▶ _RAW DATA_
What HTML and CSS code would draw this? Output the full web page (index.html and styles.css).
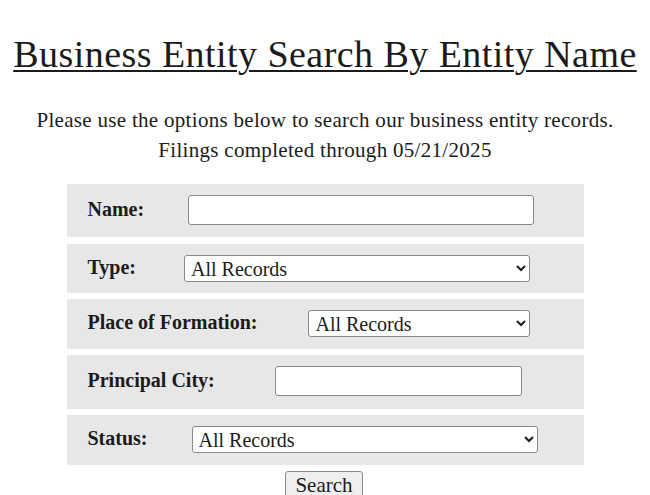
FILE: index.html
```html
<!DOCTYPE html>
<html lang="en">
<head>
<meta charset="utf-8">
<title>Business Entity Search By Entity Name</title>
<link rel="stylesheet" href="styles.css">
</head>
<body>
<h1 class="title">Business Entity Search By Entity Name</h1>
<p class="intro">Please use the options below to search our business entity records.<br>Filings completed through 05/21/2025</p>
<form class="search-form">
  <div class="row row-first">
    <label class="label" for="name">Name:</label>
    <input class="text-input name-input" id="name" type="text">
  </div>
  <div class="row row-compact">
    <label class="label" for="type">Type:</label>
    <select class="select type-select" id="type"><option>All Records</option></select>
  </div>
  <div class="row">
    <label class="label" for="place">Place of Formation:</label>
    <select class="select place-select" id="place"><option>All Records</option></select>
  </div>
  <div class="row row-tall">
    <label class="label" for="city">Principal City:</label>
    <input class="text-input city-input" id="city" type="text">
  </div>
  <div class="row">
    <label class="label" for="status">Status:</label>
    <select class="select status-select" id="status"><option>All Records</option></select>
  </div>
  <div class="actions">
    <button class="search-btn" type="button">Search</button>
  </div>
</form>
</body>
</html>
```
FILE: styles.css
```css
html, body {
  margin: 0;
  padding: 0;
  background: #ffffff;
}
body {
  padding: 8px;
  font-family: "Liberation Serif", "Times New Roman", serif;
  color: #1b1b1b;
}
.title {
  margin: 24px 0 0;
  text-align: center;
  font-size: 38px;
  letter-spacing: 0.45px;
  font-weight: normal;
  line-height: 44px;
  text-decoration: underline;
  text-decoration-thickness: 2px;
  text-underline-offset: 3px;
}
.intro {
  margin: 29px 0 0;
  text-align: center;
  font-size: 21px;
  letter-spacing: 0.3px;
  line-height: 30px;
}
.search-form {
  width: 517px;
  margin: 19px auto 0;
}
.row {
  display: flex;
  align-items: center;
  background: #e7e7e7;
  padding: 11px 21px 12px 21px;
  margin-bottom: 6px;
}
.row-first {
  margin-bottom: 7px;
}
.row-compact {
  padding-bottom: 11px;
}
.row-tall {
  padding-bottom: 13px;
}
.label {
  font-weight: bold;
  font-size: 20px;
  line-height: 22px;
  padding-bottom: 3px;
}
.text-input {
  box-sizing: border-box;
  height: 30px;
  border: 1px solid #8a8a8a;
  border-radius: 3px;
  background: #fff;
  font-family: inherit;
  font-size: 18px;
  padding: 0 6px;
}
.select {
  box-sizing: border-box;
  height: 27px;
  border: 1px solid #8a8a8a;
  border-radius: 3px;
  background: #fff;
  font-family: "Liberation Serif", "Times New Roman", serif;
  font-size: 20px;
  color: #1b1b1b;
  padding: 0 0 0 2px;
}
.name-input { margin-left: 44px; width: 346px; }
.type-select { margin-left: 48px; width: 346px; }
.place-select { margin-left: 51px; width: 222px; }
.city-input { margin-left: 60px; width: 247px; }
.status-select { margin-left: 44px; width: 346px; }
.actions {
  display: flex;
  justify-content: center;
}
.search-btn {
  font-family: "Liberation Serif", "Times New Roman", serif;
  font-size: 21px;
  color: #1b1b1b;
  background: #efefef;
  border: 1px solid #8a8a8a;
  border-radius: 3px;
  padding: 1px 9px;
  margin-right: 2px;
}
```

▶ _INSTRUCTIONS TO FOLLOW_
Except for the pictures, print the data above exactly.

▶ _COMPLETE OUTPUT_
What HTML and CSS code would draw this? Output the full web page (index.html and styles.css).
FILE: index.html
```html
<!DOCTYPE html>
<html lang="en">
<head>
<meta charset="utf-8">
<title>Business Entity Search By Entity Name</title>
<link rel="stylesheet" href="styles.css">
</head>
<body>
<h1 class="title">Business Entity Search By Entity Name</h1>
<p class="intro">Please use the options below to search our business entity records.<br>Filings completed through 05/21/2025</p>
<form class="search-form">
  <div class="row row-first">
    <label class="label" for="name">Name:</label>
    <input class="text-input name-input" id="name" type="text">
  </div>
  <div class="row row-compact">
    <label class="label" for="type">Type:</label>
    <select class="select type-select" id="type"><option>All Records</option></select>
  </div>
  <div class="row">
    <label class="label" for="place">Place of Formation:</label>
    <select class="select place-select" id="place"><option>All Records</option></select>
  </div>
  <div class="row row-tall">
    <label class="label" for="city">Principal City:</label>
    <input class="text-input city-input" id="city" type="text">
  </div>
  <div class="row">
    <label class="label" for="status">Status:</label>
    <select class="select status-select" id="status"><option>All Records</option></select>
  </div>
  <div class="actions">
    <button class="search-btn" type="button">Search</button>
  </div>
</form>
</body>
</html>
```
FILE: styles.css
```css
html, body {
  margin: 0;
  padding: 0;
  background: #ffffff;
}
body {
  padding: 8px;
  font-family: "Liberation Serif", "Times New Roman", serif;
  color: #1b1b1b;
}
.title {
  margin: 24px 0 0;
  text-align: center;
  font-size: 38px;
  letter-spacing: 0.45px;
  font-weight: normal;
  line-height: 44px;
  text-decoration: underline;
  text-decoration-thickness: 2px;
  text-underline-offset: 3px;
}
.intro {
  margin: 29px 0 0;
  text-align: center;
  font-size: 21px;
  letter-spacing: 0.3px;
  line-height: 30px;
}
.search-form {
  width: 517px;
  margin: 19px auto 0;
}
.row {
  display: flex;
  align-items: center;
  background: #e7e7e7;
  padding: 11px 21px 12px 21px;
  margin-bottom: 6px;
}
.row-first {
  margin-bottom: 7px;
}
.row-compact {
  padding-bottom: 11px;
}
.row-tall {
  padding-bottom: 13px;
}
.label {
  font-weight: bold;
  font-size: 20px;
  line-height: 22px;
  padding-bottom: 3px;
}
.text-input {
  box-sizing: border-box;
  height: 30px;
  border: 1px solid #8a8a8a;
  border-radius: 3px;
  background: #fff;
  font-family: inherit;
  font-size: 18px;
  padding: 0 6px;
}
.select {
  box-sizing: border-box;
  height: 27px;
  border: 1px solid #8a8a8a;
  border-radius: 3px;
  background: #fff;
  font-family: "Liberation Serif", "Times New Roman", serif;
  font-size: 20px;
  color: #1b1b1b;
  padding: 0 0 0 2px;
}
.name-input { margin-left: 44px; width: 346px; }
.type-select { margin-left: 48px; width: 346px; }
.place-select { margin-left: 51px; width: 222px; }
.city-input { margin-left: 60px; width: 247px; }
.status-select { margin-left: 44px; width: 346px; }
.actions {
  display: flex;
  justify-content: center;
}
.search-btn {
  font-family: "Liberation Serif", "Times New Roman", serif;
  font-size: 21px;
  color: #1b1b1b;
  background: #efefef;
  border: 1px solid #8a8a8a;
  border-radius: 3px;
  padding: 1px 9px;
  margin-right: 2px;
}
```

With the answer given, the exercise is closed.